Review: Zac Brown Band at Cruzan
Motivational speaker Tony Robbins, who likely knows very little about country music, has  long offered this advice: Carry strong passions and feelings in your life, because the strongest conviction in the room usually permeates into everybody else.
Saturday night, that person was Zac Brown, taking an outdoor concert crowd of almost 20,000, grabbing us by the throat, placing us into his songs and giving us a piece of himself to take home.
To say Brown entertained the sold-out crowd at the Cruzan Amphitheater in West Palm Beach is not quite accurate. We were involved. When he bounced through "Keep Me in Mind," we bounced with him. When he sangs "Highway 20 Ride," the story of a divorced man making a regular drive to visit his child, we ached.
But, yeah, the show was entertaining as heck, including in the opener, Charlie Daniels' "The Devil Went Down to Georgia." He didn't stop to take a breath all night, and while I like the personal stories, I was OK without them this time. (Note that he did have news, though, he didn't spill. He became a father for a fifth time on May 5, to an 11-pound, 7-ounce boy. Nope, it didn't come out of the womb with a beard.)
I gotta admit, I'm writing from the point of view of someone who sings along with Brown's music, but is not fanatical about it. But the folks I sat near  jumped all-in with both feet. Both men and women in the lower section stood for most of the night, singing along with Brown, who  a.) is a much better singer than I thought, and b.) cleaned up the beard thing so that it's kind of studly looking, rather than loose and dangly. (Much of his band had beards and hats and such, giving it the rural Georgia feel that rings true to Brown's roots.)
Quick note to those going Sunday night (ticket still available via Ticketmaster.com): I don't know know what he's going to play, nor in what order, so don't go by this report. Two previous songlists, from his shows in Lincoln, Neb., and Tampa, indicated that "Chicken Fried" was his finale song. But Saturday night, he burned it off at 8:30 p.m. He chose "Toes" as his official finale, although he and his band returned in skeleton costumes to play "Day for the Dead," Metallica's "Enter Sandman" and Tom Petty's "Running Down a Dream" -- pushing his show to 11:08 p.m., a rarity at Cruzan, which is pretty strict about an 11 p.m. cutoff time.
Saturday's surprises included Stevie Wonder's "Isn't She Lovely," Billy Joel's "Piano Man," and David Allan Coe's 1975 singalong "You Never Even Called Me By My Name."

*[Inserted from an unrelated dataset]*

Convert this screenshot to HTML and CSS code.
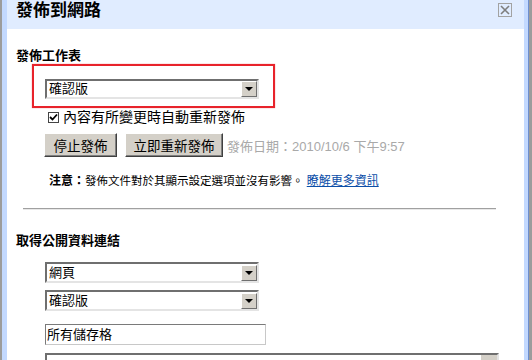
FILE: index.html
```html
<!DOCTYPE html>
<html lang="zh-Hant">

<head>
 <meta charset="UTF-8">
 <meta name="viewport" content="width=device-width, initial-scale=1.0">
 <title>發佈到網路</title>
<link rel="stylesheet" href="styles.css">
</head>

<body>

 <div class="dialog">
  <div class="titlebar">
   <span class="title">發佈到網路</span>
   <span class="close">
    <svg width="12" height="12" viewBox="0 0 12 12">
     <path d="M2 2 L10 10 M10 2 L2 10" stroke="#7d7d7d" stroke-width="1.6" fill="none"/>
    </svg>
   </span>
  </div>

  <div class="content">
   <h2 class="heading">發佈工作表</h2>

   <div class="highlight">
    <div class="select">
     <span class="select-text">確認版</span>
     <span class="select-btn"><span class="arrow"></span></span>
    </div>
   </div>

   <div class="check-row">
    <span class="checkbox">
     <svg width="9" height="9" viewBox="0 0 9 9">
      <path d="M1 4 L3.5 6.5 L8 1.5" stroke="#000" stroke-width="1.8" fill="none"/>
     </svg>
    </span>
    <span>內容有所變更時自動重新發佈</span>
   </div>

   <div class="button-row">
    <button type="button" class="btn btn-stop">停止發佈</button>
    <button type="button" class="btn btn-republish">立即重新發佈</button>
    <span class="date">發佈日期：2010/10/6 下午9:57</span>
   </div>

   <p class="note"><b>注意：</b>發佈文件對於其顯示設定選項並沒有影響。 <a href="#">瞭解更多資訊</a></p>

   <div class="divider"></div>

   <h2 class="heading heading-links">取得公開資料連結</h2>

   <div class="links">
    <div class="select">
     <span class="select-text">網頁</span>
     <span class="select-btn"><span class="arrow"></span></span>
    </div>
    <div class="select">
     <span class="select-text">確認版</span>
     <span class="select-btn"><span class="arrow"></span></span>
    </div>
    <div class="text-input">所有儲存格</div>
    <div class="link-box">
     <span class="scroll-part"></span>
    </div>
   </div>
  </div>
 </div>

</body>

</html>
```

FILE: styles.css
```css
 body {
  margin: 0;
  height: 360px;
  overflow: hidden;
  background-color: #9c9c9c;
  font-family: "Liberation Sans", "Noto Sans CJK TC", sans-serif;
  color: #000;
 }

 .dialog {
  margin: 0 4px 0 2px;
  height: 360px;
  overflow: hidden;
  background-color: #fff;
  border-left: 5px solid #c3d9ff;
  border-right: 4px solid #c3d9ff;
  box-shadow: 1px 0 0 #6e8fcf;
 }

 .titlebar {
  height: 29px;
  background-color: #e0ecff;
  display: flex;
  align-items: flex-start;
  justify-content: space-between;
  padding: 0 12px 0 9px;
 }

 .title {
  font-size: 17px;
  font-weight: bold;
  line-height: 22px;
 }

 .close {
  margin-top: 3px;
  width: 12px;
  height: 12px;
  border: 1px solid #a2a2a2;
  display: flex;
  align-items: center;
  justify-content: center;
 }

 .content {
  padding: 19px 0 0 9px;
 }

 .heading {
  margin: 0;
  font-size: 13px;
  line-height: 16px;
  font-weight: bold;
 }

 .highlight {
  box-sizing: border-box;
  width: 243px;
  height: 44px;
  margin-left: 16px;
  padding: 13px 0 0 11px;
  border: 2px solid #e8232b;
  box-shadow: 0 0 1px rgba(232, 35, 43, 0.6);
 }

 .select {
  box-sizing: border-box;
  width: 214px;
  height: 20px;
  background-color: #fff;
  border: 2px solid;
  border-color: #6f6f6f #e4e4e4 #e4e4e4 #6f6f6f;
  display: flex;
  align-items: center;
  justify-content: space-between;
 }

 .select-text {
  font-size: 13px;
  line-height: 16px;
  padding-left: 2px;
 }

 .select-btn {
  box-sizing: border-box;
  width: 16px;
  height: 16px;
  background-color: #d4d0c8;
  border: 1px solid;
  border-color: #fff #6f6f6f #6f6f6f #fff;
  display: flex;
  align-items: center;
  justify-content: center;
 }

 .arrow {
  width: 0;
  height: 0;
  border-left: 4px solid transparent;
  border-right: 4px solid transparent;
  border-top: 4px solid #000;
 }

 .check-row {
  margin: 2px 0 0 32px;
  display: flex;
  align-items: center;
  gap: 4px;
  font-size: 14px;
  line-height: 14px;
 }

 .checkbox {
  box-sizing: border-box;
  width: 11px;
  height: 11px;
  border: 1px solid #444;
  display: flex;
  align-items: center;
  justify-content: center;
 }

 .button-row {
  margin: 9px 0 0 28px;
  display: flex;
  align-items: center;
 }

 .btn {
  box-sizing: border-box;
  height: 24px;
  padding: 0;
  background-color: #d4d0c8;
  border: 1px solid;
  border-color: #fff #404040 #404040 #fff;
  box-shadow: inset -1px -1px 0 #808080;
  font-family: "Noto Sans CJK TC", sans-serif;
  font-size: 13.5px;
  color: #000;
 }

 .btn-stop {
  width: 73px;
  margin-right: 8px;
 }

 .btn-republish {
  width: 98px;
  margin-right: 4px;
 }

 .date {
  font-size: 13px;
  color: #a9a9a9;
 }

 .note {
  margin: 16px 0 0 33px;
  font-size: 11.5px;
  line-height: 16px;
 }

 .note b {
  font-size: 12px;
 }

 .note a {
  color: #0b4ea8;
  font-size: 12px;
 }

 .divider {
  width: 473px;
  margin: 19px 0 0 7px;
  border-top: 1px solid #a0a0a0;
  border-bottom: 1px solid #e8e8e8;
 }

 .heading-links {
  margin-top: 23px;
 }

 .links {
  margin: 13px 0 0 29px;
 }

 .links .select {
  height: 21px;
  margin-bottom: 7px;
 }

 .links .select + .select {
  margin-bottom: 13px;
 }

 .text-input {
  box-sizing: border-box;
  width: 221px;
  height: 21px;
  border: 1px solid;
  border-color: #7a7a7a #c8c8c8 #c8c8c8 #7a7a7a;
  font-size: 13px;
  line-height: 19px;
  padding-left: 1px;
 }

 .link-box {
  box-sizing: border-box;
  width: 454px;
  height: 7px;
  margin-top: 8px;
  border: 2px solid;
  border-bottom: none;
  border-color: #6f6f6f #e4e4e4 #e4e4e4 #6f6f6f;
  display: flex;
  justify-content: flex-end;
 }

 .scroll-part {
  width: 16px;
  background-color: #d4d0c8;
  border-left: 1px solid #fff;
 }
```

We got a taste of songs from his new CD, the Grohl Sessions Vol. 1, released a couple of weeks ago. Former Foo Fighter/Nirvana star David Grohl produced the album, which Brown has said carried a more aggressive edge than his previous stuff. 
Brown played for 2 1/2 hours, taking a 10-minute break partway through -- folks at Cruzan like to knock down the drinks, and many got in a bathroom break/last call during that opportunity.
At a venue that draws country's superstars -- Tim McGraw, Brad Paisley, Luke Bryan this year -- only Brown is in a place that'll sell the same venue in back-to-back nights. Let's let that fact settle in and carry any argument on his place in fans' hearts.
Kacey Musgraves, who I had eagerly anticipated, opened the show, with songs that don't quite placate alcohol-fueled fans who are looking to jump out of their seat and sing along. This could be a long-term problem for Musgraves, 25, who those around me described as "boring." That's way harsh, and I hate the term "stage presence," so I'll just say her a beautiful-but-not-overtly-sexy young woman whose best songs are bitter and require listening may not be a match for those looking for a Saturday night out.
She didn't exactly help her cause. For example, her album, "Same Trailer, Different Park," won a huge ACM for best album(!) of 2013, but she was far too polite to share that fact -- nor play off the Wall Street Journal calling her lyrics "controversial." Some of those who are less of a country fan may not understand how damn good her stuff is. They just see  neon cacti and a backup band in electric-light suits, and perhaps they don't get  the joke.